Alwaght- The US is expected to unveil a new hawkish nuclear war doctrine, which reportedly incorporates more cases in which it would use nuclear weapons, and also mandates the development of smaller-yield, simpler warheads.
The new Nuclear Posture Review (NPR) is expected to be revealed sometime after President Donald Trump’s state-of-the-union address in late January and will be the first update of the key strategy document in eight years.
According to Jon Wolfsthal, a former special assistant to Barack Obama on arms control and non-proliferation, the final draft that he reviewed is pretty hawkish, but some of the more aggressive suggestions from the initial variant have been dropped. Wolfsthal described the document to The Guardian.

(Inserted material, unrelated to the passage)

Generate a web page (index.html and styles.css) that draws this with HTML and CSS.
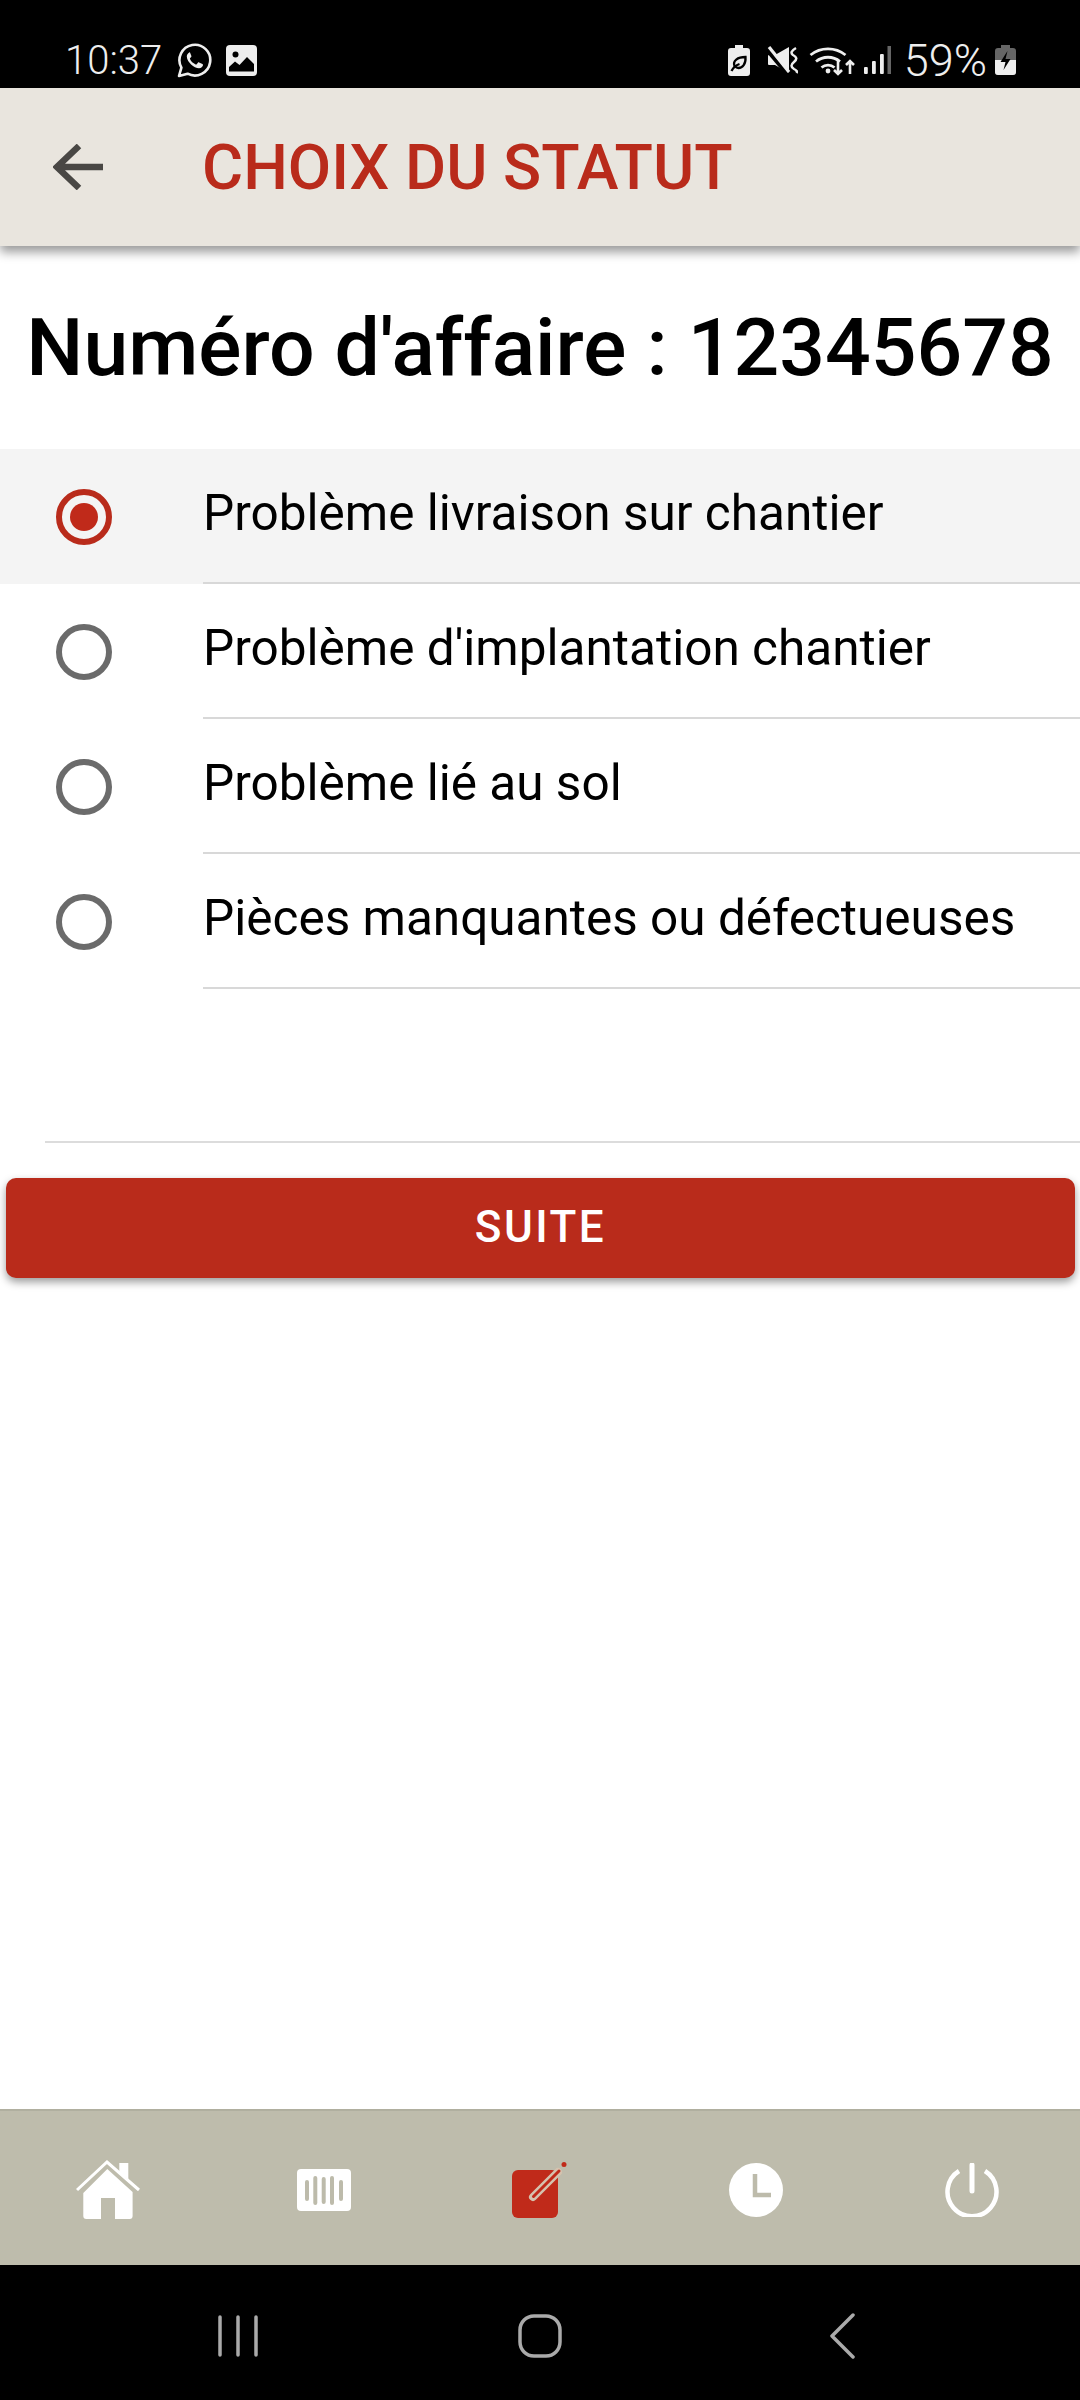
FILE: index.html
```html
<!DOCTYPE html>
<html lang="fr">
<head>
    <meta charset="UTF-8">
    <meta name="viewport" content="width=device-width, initial-scale=1.0">
    <title>Choix du statut</title>
    <link rel="stylesheet" href="styles.css">
</head>
<body>
    <div class="phone">
        <div class="status-bar">
            <div class="status-left">
                <span class="clock">10:37</span>
                <svg class="ic-whatsapp" viewBox="0 0 35 35">
                    <path d="M2 33l2.400-8.400A15.400 15.400 0 1 1 10.600 30.700z" fill="none" stroke="#eee" stroke-width="2.600" stroke-linejoin="round"/>
                    <path d="M12.500 9.500c-1.300.4-2.700 2-2.700 4 0 3 2.300 6 4.300 8 2.300 2.200 5.500 3.800 7.900 3.800 2.200 0 3.700-1.500 4-3 .1-.7-.1-1-.6-1.300l-3.300-1.600c-.5-.2-.9-.1-1.200.3l-1.200 1.500c-.3.300-.6.400-1.100.2-2.600-1-4.600-3-5.600-5.300-.2-.4-.1-.7.2-1l1-1.200c.3-.4.300-.7.100-1.200l-1.300-3.100c-.3-.6-.6-.7-1-.6z" fill="#eee"/>
                </svg>
                <svg class="ic-image" viewBox="0 0 31 31">
                    <rect width="31" height="31" rx="4" fill="#eee"/>
                    <circle cx="9.500" cy="9.500" r="3" fill="#000"/>
                    <path d="M3 26.500v-4.500l6-5.500 4.500 3.500 7.500-8 7 7v7.500z" fill="#000"/>
                </svg>
            </div>
            <div class="status-right">
                <svg class="ic-leaf" viewBox="0 0 22 31">
                    <path d="M7 0h8v3h4a3 3 0 0 1 3 3v22a3 3 0 0 1-3 3H3a3 3 0 0 1-3-3V6a3 3 0 0 1 3-3h4z" fill="#eee"/>
                    <path d="M6.500 21c-2-5 3-9 11-9 .5 7-3 11-7 11-2 0-3-1-4-2z" fill="none" stroke="#000" stroke-width="2.300"/>
                    <path d="M3.500 26c2-4 5-6 8-7" fill="none" stroke="#000" stroke-width="2.300"/>
                </svg>
                <svg class="ic-mute" viewBox="0 0 31 28">
                    <path d="M2 9h6l14-8v26L8 19H2a1 1 0 0 1-1-1V10a1 1 0 0 1 1-1z" fill="#eee"/>
                    <path d="M0 4l21 25" stroke="#000" stroke-width="4"/>
                    <path d="M2 1l20 25" stroke="#eee" stroke-width="3.200"/>
                    <path d="M29 2Q22 6 26 9Q32 12 27 16Q22 20 27 23Q31 25 29.500 27" fill="none" stroke="#eee" stroke-width="2.500"/>
                </svg>
                <svg class="ic-wifi" viewBox="0 0 46 31">
                    <path d="M1.500 10a28 28 0 0 1 35 0M7 16.500a19 19 0 0 1 24 0M12.500 22.500a10 10 0 0 1 13 0" fill="none" stroke="#eee" stroke-width="2.800"/>
                    <circle cx="19" cy="26" r="2.400" fill="#eee"/>
                    <path d="M29 15v14M25 25l4 4 4-4M41 29V16M37 20l4-4 4 4" fill="none" stroke="#eee" stroke-width="2.600"/>
                </svg>
                <svg class="ic-signal" viewBox="0 0 27 28">
                    <rect x="0" y="21" width="3.800" height="7" rx="1" fill="#eee"/>
                    <rect x="8" y="15" width="3.800" height="13" rx="1" fill="#eee"/>
                    <rect x="16" y="8" width="3.800" height="20" rx="1" fill="#eee"/>
                    <rect x="23.500" y="0" width="3.500" height="28" fill="#666"/>
                </svg>
                <span class="battery">59%</span>
                <svg class="ic-charge" viewBox="0 0 21 30">
                    <path d="M6 0h9v3h3a3 3 0 0 1 3 3v21a3 3 0 0 1-3 3H3a3 3 0 0 1-3-3V6a3 3 0 0 1 3-3h3z" fill="#666"/>
                    <path d="M0 15h21v12a3 3 0 0 1-3 3H3a3 3 0 0 1-3-3z" fill="#eee"/>
                    <path d="M12.500 6l-7 11h5l-2 8 7-11h-5z" fill="#000"/>
                </svg>
            </div>
        </div>

        <header class="app-header">
            <svg class="back" viewBox="0 0 50 46">
                <path d="M26 2L4 23l22 21M4 23h46" fill="none" stroke="#494744" stroke-width="6.500"/>
            </svg>
            <h1 class="title">CHOIX DU STATUT</h1>
        </header>

        <main class="content">
            <h2 class="affaire">Numéro d'affaire : 12345678</h2>
            <ul class="choices">
                <li class="choice selected">
                    <span class="radio"></span>
                    <span class="label">Problème livraison sur chantier</span>
                </li>
                <li class="choice">
                    <span class="radio"></span>
                    <span class="label">Problème d'implantation chantier</span>
                </li>
                <li class="choice">
                    <span class="radio"></span>
                    <span class="label">Problème lié au sol</span>
                </li>
                <li class="choice">
                    <span class="radio"></span>
                    <span class="label">Pièces manquantes ou défectueuses</span>
                </li>
            </ul>
            <div class="separator"></div>
            <button class="next">SUITE</button>
        </main>

        <nav class="tabs">
            <div class="tab">
                <svg class="ic-home" viewBox="0 0 64 60">
                    <path d="M1 30L31 2l32 28" fill="none" stroke="#fff" stroke-width="3"/>
                    <path d="M43.300 3h9v17l-9-8z" fill="#fff"/>
                    <path d="M31.300 9l25.300 23v24a3 3 0 0 1-3 3H39V38H25v21H10.300a3 3 0 0 1-3-3V33z" fill="#fff"/>
                </svg>
            </div>
            <div class="tab">
                <svg class="ic-barcode" viewBox="0 0 54 42">
                    <rect width="54" height="42" rx="4" fill="#fff"/>
                    <path d="M10 13v17M18.300 9v25M26.700 10v23M35 9v25M44 13v17" stroke="#bdbbab" stroke-width="4" stroke-linecap="round"/>
                </svg>
            </div>
            <div class="tab">
                <svg class="ic-edit" viewBox="0 0 56 56">
                    <rect x="0" y="8" width="46" height="48" rx="6" fill="#c02a1a"/>
                    <path d="M21 35L46 10" stroke="#d5c2ae" stroke-width="8" stroke-linecap="round"/>
                    <path d="M21.500 34.500L47 9" stroke="#c02a1a" stroke-width="3" stroke-linecap="round"/>
                    <circle cx="52" cy="2.500" r="2.500" fill="#c02a1a"/>
                </svg>
            </div>
            <div class="tab">
                <svg class="ic-clock" viewBox="0 0 54 54">
                    <circle cx="27" cy="27" r="27" fill="#fff"/>
                    <path d="M26 11v21h16" fill="none" stroke="#bdbbab" stroke-width="4.500"/>
                </svg>
            </div>
            <div class="tab">
                <svg class="ic-power" viewBox="0 0 54 54">
                    <path d="M14 8a24.500 24.500 0 1 0 26 0" fill="none" stroke="#fff" stroke-width="4.500"/>
                    <path d="M27 2v26" stroke="#fff" stroke-width="5" stroke-linecap="round"/>
                </svg>
            </div>
        </nav>

        <div class="system-nav">
            <svg class="ic-recent" viewBox="0 0 40 42">
                <path d="M2 2v38M20 2v38M38 2v38" stroke="#aaa" stroke-width="3.500" stroke-linecap="round"/>
            </svg>
            <svg class="ic-homekey" viewBox="0 0 44 44">
                <rect x="2" y="2" width="40" height="40" rx="14" fill="none" stroke="#aaa" stroke-width="3.500"/>
            </svg>
            <svg class="ic-backkey" viewBox="0 0 26 46">
                <path d="M24 2L3 23l21 21" fill="none" stroke="#aaa" stroke-width="3.500" stroke-linecap="round" stroke-linejoin="round"/>
            </svg>
        </div>
    </div>
</body>
</html>
```

FILE: styles.css
```css
* {
    box-sizing: border-box;
}
html, body {
    margin: 0;
    padding: 0;
}
body {
    font-family: 'Roboto', 'Liberation Sans', sans-serif;
    background-color: #fff;
}
.phone {
    width: 1080px;
    height: 2400px;
    display: flex;
    flex-direction: column;
    overflow: hidden;
}

/* barre d'etat */
.status-bar {
    height: 88px;
    background-color: #000;
    color: #eee;
    display: flex;
    justify-content: space-between;
    align-items: center;
    padding: 32px 64px 0 65px;
    flex-shrink: 0;
}
.status-left, .status-right {
    display: flex;
    align-items: center;
}
.clock {
    font-size: 40px;
    font-weight: 300;
    margin-right: 15px;
}
.battery {
    font-size: 45px;
    font-weight: 300;
    margin: 0 8px 0 13px;
}
.ic-whatsapp { width: 35px; height: 35px; margin-right: 14px; }
.ic-image { width: 31px; height: 31px; }
.ic-leaf { width: 22px; height: 31px; margin-right: 17px; }
.ic-mute { width: 31px; height: 28px; margin-right: 11px; }
.ic-wifi { width: 46px; height: 31px; margin-right: 9px; }
.ic-signal { width: 27px; height: 28px; }
.ic-charge { width: 21px; height: 30px; }

/* entete */
.app-header {
    height: 158px;
    background-color: #e9e5de;
    display: flex;
    align-items: center;
    padding-left: 53px;
    box-shadow: 0 6px 10px rgba(0, 0, 0, 0.4);
    position: relative;
    flex-shrink: 0;
}
.back {
    width: 50px;
    height: 46px;
    margin-right: 99px;
}
.title {
    margin: 0;
    font-size: 63px;
    font-weight: 500;
    color: #b92b1b;
}

/* contenu */
.content {
    flex: 1;
    display: flex;
    flex-direction: column;
}
.affaire {
    margin: 0;
    height: 203px;
    line-height: 203px;
    text-align: center;
    font-size: 80.500px;
    font-weight: 500;
    color: #000;
}
.choices {
    list-style: none;
    margin: 0;
    padding: 0;
}
.choice {
    height: 135px;
    display: flex;
    align-items: center;
}
.choice.selected {
    background-color: #f4f4f4;
}
.radio {
    width: 56px;
    height: 56px;
    margin: 0 91px 0 56px;
    border: 6px solid #6b6b6b;
    border-radius: 50%;
    display: flex;
    align-items: center;
    justify-content: center;
    flex-shrink: 0;
}
.selected .radio {
    border-color: #b92b1b;
}
.selected .radio::after {
    content: "";
    width: 28px;
    height: 28px;
    border-radius: 50%;
    background-color: #c02a1a;
}
.label {
    flex: 1;
    height: 100%;
    display: flex;
    align-items: center;
    padding-bottom: 5px;
    font-size: 49.500px;
    color: #000;
    border-bottom: 2px solid #d8d8d8;
}
.separator {
    height: 2px;
    margin: 152px 0 0 45px;
    background-color: #dcdcdc;
}
.next {
    height: 100px;
    margin: 35px 5px 0 6px;
    padding-bottom: 3px;
    border: none;
    border-radius: 10px;
    background-color: #b92b1b;
    color: #fff;
    font-family: inherit;
    font-size: 44px;
    font-weight: 500;
    letter-spacing: 2.500px;
    box-shadow: 0 4px 8px rgba(0, 0, 0, 0.4);
}

/* onglets */
.tabs {
    height: 156px;
    background-color: #bebcac;
    border-top: 2px solid #b0af9f;
    display: grid;
    grid-template-columns: repeat(5, 216px);
    flex-shrink: 0;
}
.tab {
    display: flex;
    align-items: center;
    justify-content: center;
    padding-top: 4px;
}
.ic-home { width: 64px; height: 60px; }
.ic-barcode { width: 54px; height: 42px; }
.ic-edit { width: 56px; height: 56px; }
.ic-clock { width: 54px; height: 54px; }
.ic-power { width: 54px; height: 54px; }

/* navigation systeme */
.system-nav {
    height: 135px;
    padding-top: 6px;
    background-color: #000;
    display: grid;
    grid-template-columns: repeat(3, 302px);
    justify-content: center;
    justify-items: center;
    align-items: center;
    flex-shrink: 0;
}
.ic-recent { width: 40px; height: 42px; }
.ic-homekey { width: 44px; height: 44px; }
.ic-backkey { width: 26px; height: 46px; }
```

“My read is this is a walk-back from how extreme it was early on. It doesn’t have as much terrible stuff in it as it did originally,” Wolfsthal said. “But it’s still bad.”
One of the key changes to the US policy would be an expansion of circumstances in which a nuclear attack would be considered. Under the new NPR, a conventional attack that causes mass casualties or targets critical infrastructure may trigger a nuclear retaliation from the US.
The stated goal for developing new types of weapons is that, if Russia engages in a conflict with NATO members in Eastern Europe, it would presumably use its tactical nuclear weapons early-on and hope that the US would hesitate to use its more powerful strategic nukes in response, out of fear of escalation.
This gamble theory contradicts Russia’s public military doctrine, which states that Russia would only use its nuclear arsenal in response to an attack with weapons of mass destruction, nuclear or otherwise, or a conventional attack threatening Russia’s existence as a sovereign state.
The new doctrine is being unveiled amid growing concerns that the and North Korea are closer than ever to a nuclear war over Pyongyang’s missile and nuclear weapons program.
At the peak of the conflict earlier this year, US President Donald Trump stated that he would use “fire and fury” to “totally destroy North Korea.”
On Aug. 6, 1945, the United States dropped an atomic bomb on Hiroshima. The U.S. remains the only country to have ever used nuclear weapons.